Discussion in 'C Programming' started by rayw, Oct 21, 2005.

  1. rayw

    rayw Guest

    Could someone give me the name of a compiler/environment where this code
    [below] evaluates left to right (or, at least not right to left!) - as in
    the compiler evaluates the parameter
    list left to right. This is for a c programming class, and all the gcc
    implentations I have to hand does this right to left.
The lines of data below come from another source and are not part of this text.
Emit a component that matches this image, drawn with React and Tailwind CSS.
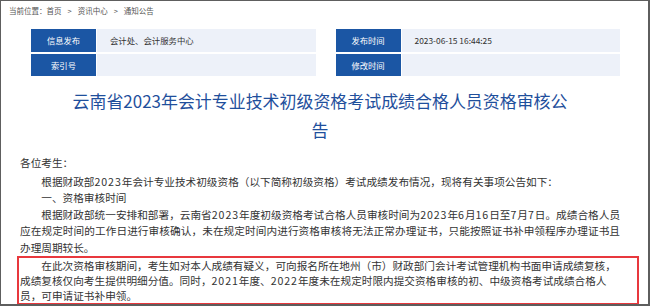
const meta = [
  [
    { label: "信息发布", value: "会计处、会计服务中心" },
    { label: "发布时间", value: "2023-06-15 16:44:25" },
  ],
  [
    { label: "索引号", value: "" },
    { label: "修改时间", value: "" },
  ],
];

const crumbs = ["首页", "资讯中心", "通知公告"];

const MetaCell = ({ label, value }) => (
  <div className="flex gap-[1px] w-[288px]">
    <div className="w-[65px] shrink-0 flex items-center justify-center bg-[#1b56a4] text-white text-[8.3px]">
      {label}
    </div>
    <div className="flex-1 flex items-center pl-[13px] bg-[#edf1f9] text-[#333] text-[8.4px]">
      {value}
    </div>
  </div>
);

// digits in the original font run a little wider than Noto's
const N = ({ children }) => <span className="tracking-[0.9px]">{children}</span>;

const App = () => {
  return (
    <div className="w-[650px] h-[306px] overflow-hidden bg-white border-l border-t border-r-2 border-b-2 border-[#5e5e5e] font-['Noto_Sans_CJK_SC',sans-serif] [text-spacing-trim:space-all]">
      <div className="flex items-center pl-[8px] h-[28px] pb-[8px] text-[7.5px] text-[#555]">
        <span>当前位置：</span>
        {crumbs.map((c, i) => (
          <span key={c} className="flex items-center">
            {i > 0 && <span className="mx-[6px]">&gt;</span>}
            {c}
          </span>
        ))}
      </div>

      <div className="px-[19px] w-[638px]">
        <div className="flex flex-col gap-[2px] ml-[11px]">
          {meta.map((row, i) => (
            <div key={i} className="flex gap-[20px] h-[22.5px]">
              {row.map((cell) => (
                <MetaCell key={cell.label} {...cell} />
              ))}
            </div>
          ))}
        </div>

        <h1 className="mt-[10px] mx-auto w-[495px] text-center text-[16.95px] leading-[29px] text-[#1f4f9c]">
          云南省2023年会计专业技术初级资格考试成绩合格人员资格审核公告
        </h1>

        <div className="mt-[11px] text-[10.65px] text-[#333] leading-[16.5px] text-justify">
          <p className="mb-[2px]">各位考生：</p>
          <p className="indent-[2em]">
            根据财政部<N>2023</N>年会计专业技术初级资格（以下简称初级资格）考试成绩发布情况，现将有关事项公告如下：
          </p>
          <p className="indent-[2em]">一、资格审核时间</p>
          <p className="indent-[2em]">
            根据财政部统一安排和部署，云南省<N>2023</N>年度初级资格考试合格人员审核时间为<N>2023</N>年<N>6</N>月<N>16</N>日至<N>7</N>月<N>7</N>日。成绩合格人员应在规定时间的工作日进行审核确认，未在规定时间内进行资格审核将无法正常办理证书，只能按照证书补申领程序办理证书且办理周期较长。
          </p>
          <p className="indent-[2em] -ml-[3px] pl-[1px] border-2 border-[#e8383d] leading-[15px] w-[622px]">
            在此次资格审核期间，考生如对本人成绩有疑义，可向报名所在地州（市）财政部门会计考试管理机构书面申请成绩复核，
            <br />
            成绩复核仅向考生提供明细分值。同时，<N>2021</N>年度、<N>2022</N>年度未在规定时限内提交资格审核的初、中级资格考试成绩合格人
            <br />
            员，可申请证书补申领。
          </p>
        </div>
      </div>
    </div>
  );
};

export default App;
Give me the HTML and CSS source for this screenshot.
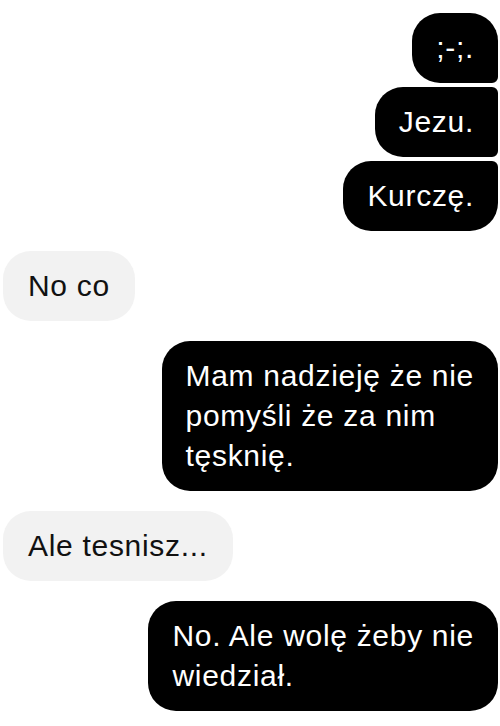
FILE: index.html
```html
<!DOCTYPE html>
<html lang="pl">
<head>
  <meta charset="UTF-8">
  <meta name="viewport" content="width=device-width, initial-scale=1.0">
  <title>Czat</title>
  <link rel="stylesheet" href="styles.css">
</head>
<body>
    <div class="chat">
        <div class="group sent">
            <div class="bubble first">;-;.</div>
            <div class="bubble middle">Jezu.</div>
            <div class="bubble last">Kurczę.</div>
        </div>

        <div class="group received">
            <div class="bubble">No co</div>
        </div>

        <div class="group sent">
            <div class="bubble">Mam nadzieję że nie<br>pomyśli że za nim<br>tęsknię.</div>
        </div>

        <div class="group received">
            <div class="bubble">Ale tesnisz...</div>
        </div>

        <div class="group sent">
            <div class="bubble">No. Ale wolę żeby nie<br>wiedział.</div>
        </div>
    </div>
</body>
</html>
```

FILE: styles.css
```css
* {
  margin: 0;
  padding: 0;
  box-sizing: border-box;
}

body {
  background: #fff;
  font-family: 'Liberation Sans', Arial, sans-serif;
}

.chat {
  display: flex;
  flex-direction: column;
  gap: 20px;
  padding: 13px 2px 0 3px;
}

.group {
  display: flex;
  flex-direction: column;
  gap: 4px;
}

.group.sent {
  align-items: flex-end;
}

.group.received {
  align-items: flex-start;
}

.bubble {
  font-size: 30px;
  line-height: 40px;
  letter-spacing: 0.7px;
  padding: 15px 24px;
  border-radius: 28px;
  white-space: nowrap;
}

.sent .bubble {
  background: #000;
  color: #fff;
}

.received .bubble {
  background: #f2f2f2;
  color: #111;
  padding: 15px 25px;
}

/* grouped sent bubbles get tight corners on the right */
.sent .bubble.first {
  border-bottom-right-radius: 6px;
}

.sent .bubble.middle {
  border-top-right-radius: 6px;
  border-bottom-right-radius: 6px;
}

.sent .bubble.last {
  border-top-right-radius: 6px;
}
```
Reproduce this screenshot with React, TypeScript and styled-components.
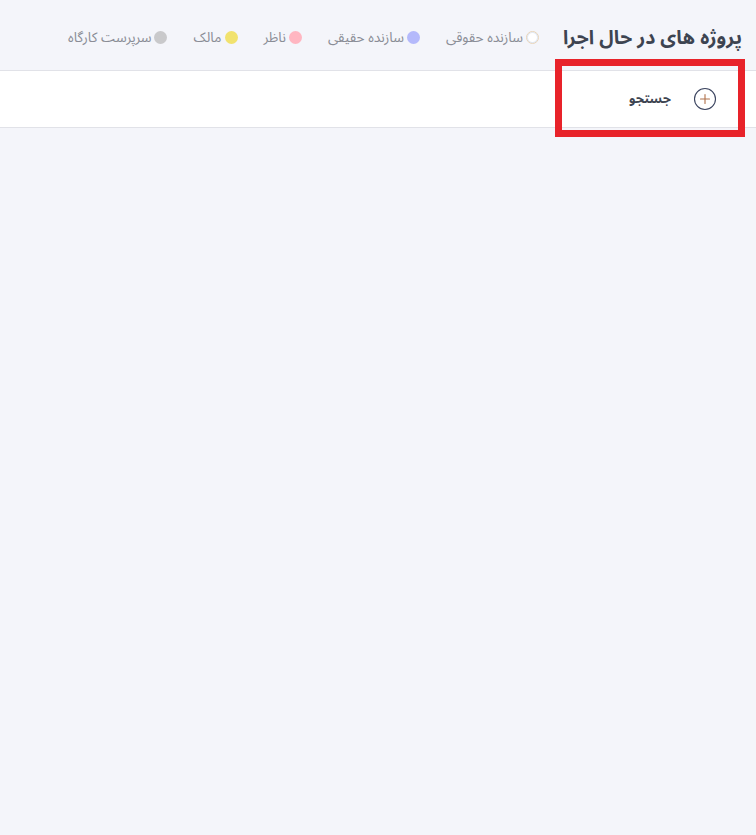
import React from "react";
import styled, { createGlobalStyle } from "styled-components";

const Global = createGlobalStyle`
  html, body { margin: 0; padding: 0; background: #f4f5fa; }
  body { font-family: "Noto Sans Arabic", "DejaVu Sans", sans-serif; }
  #root { min-height: 835px; }
`;

const Page = styled.div`
  position: relative;
  direction: rtl;
  width: 756px;
  min-height: 835px;
  background: #f4f5fa;
`;

const Header = styled.div`
  display: flex;
  align-items: center;
  height: 70px;
  padding: 4px 14px 0 0;
  box-sizing: border-box;
  gap: 24px;
`;

const Title = styled.h1`
  margin: 0;
  font-size: 19.5px;
  font-weight: 700;
  color: #3d4451;
  white-space: nowrap;
`;

const Legend = styled.div`
  display: flex;
  align-items: center;
  gap: 26px;
`;

const LegendItem = styled.div`
  display: flex;
  align-items: center;
  gap: 3px;
  font-size: 13.7px;
  color: #8a8d96;
  white-space: nowrap;
`;

const Dot = styled.span<{ $color: string; $outlined?: boolean }>`
  flex: none;
  width: 13px;
  height: 13px;
  border-radius: 50%;
  background: ${(p) => p.$color};
  box-sizing: border-box;
  border: ${(p) => (p.$outlined ? "1px solid #e8d4b8" : "none")};
  box-shadow: ${(p) => (p.$outlined ? "inset 0 0 0 1px #dfe8f6" : "none")};
`;

const Bar = styled.div`
  display: flex;
  align-items: center;
  height: 58px;
  box-sizing: border-box;
  background: #ffffff;
  border-top: 1px solid #e1e2e8;
  border-bottom: 1px solid #e1e2e8;
  padding-right: 39px;
  gap: 22px;
`;

const AddButton = styled.button`
  width: 24px;
  height: 24px;
  padding: 0;
  border: none;
  background: transparent;
  display: flex;
  align-items: center;
  justify-content: center;
  cursor: pointer;
`;

const SearchLabel = styled.span`
  font-size: 13px;
  font-weight: 700;
  color: #3d4451;
`;

const Highlight = styled.div`
  position: absolute;
  left: 555px;
  top: 59px;
  width: 190px;
  height: 78px;
  box-sizing: border-box;
  border: 7px solid #e8232a;
  pointer-events: none;
`;

const items = [
  { label: "سازنده حقوقی", color: "#ffffff", outlined: true },
  { label: "سازنده حقیقی", color: "#b4b9fb" },
  { label: "ناظر", color: "#ffb6c1" },
  { label: "مالک", color: "#f1e26e" },
  { label: "سرپرست کارگاه", color: "#c9c9cb" },
];

export default function App() {
  return (
    <>
      <Global />
      <Page>
        <Header>
          <Title>پروژه های در حال اجرا</Title>
          <Legend>
            {items.map((it) => (
              <LegendItem key={it.label}>
                <Dot $color={it.color} $outlined={it.outlined} />
                {it.label}
              </LegendItem>
            ))}
          </Legend>
        </Header>
        <Bar>
          <AddButton aria-label="add">
            <svg width="24" height="24" viewBox="0 0 24 24" fill="none">
              <circle cx="12" cy="12" r="10.5" stroke="#3c4560" strokeWidth="1.1" />
              <path d="M12 7.5v9M7.5 12h9" stroke="#b0704a" strokeWidth="1.1" strokeLinecap="round" />
            </svg>
          </AddButton>
          <SearchLabel>جستجو</SearchLabel>
        </Bar>
        <Highlight />
      </Page>
    </>
  );
}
So, I'd like to give
    a concrete counter example.

    #include <stdio.h>

    int main(void)
    {
    int n = 1;

    /* They'd like this to result in 1, 10, 100.
    */
    printf("%d %d %d", n, n *= 10, n *= 10);

    return 0;
    }
    rayw, Oct 21, 2005
    #1
    1. Advertising

  2. rayw <> wrote:

    > #include <stdio.h>


    > int main(void)
    > {
    > int n = 1;


    > /* They'd like this to result in 1, 10, 100.
    > */


    If "they" are your instructors, drop the class immediately and tell
    them to learn

    http://www.eskimo.com/~scs/C-faq/q3.2.html

    before they presume to teach a class on C.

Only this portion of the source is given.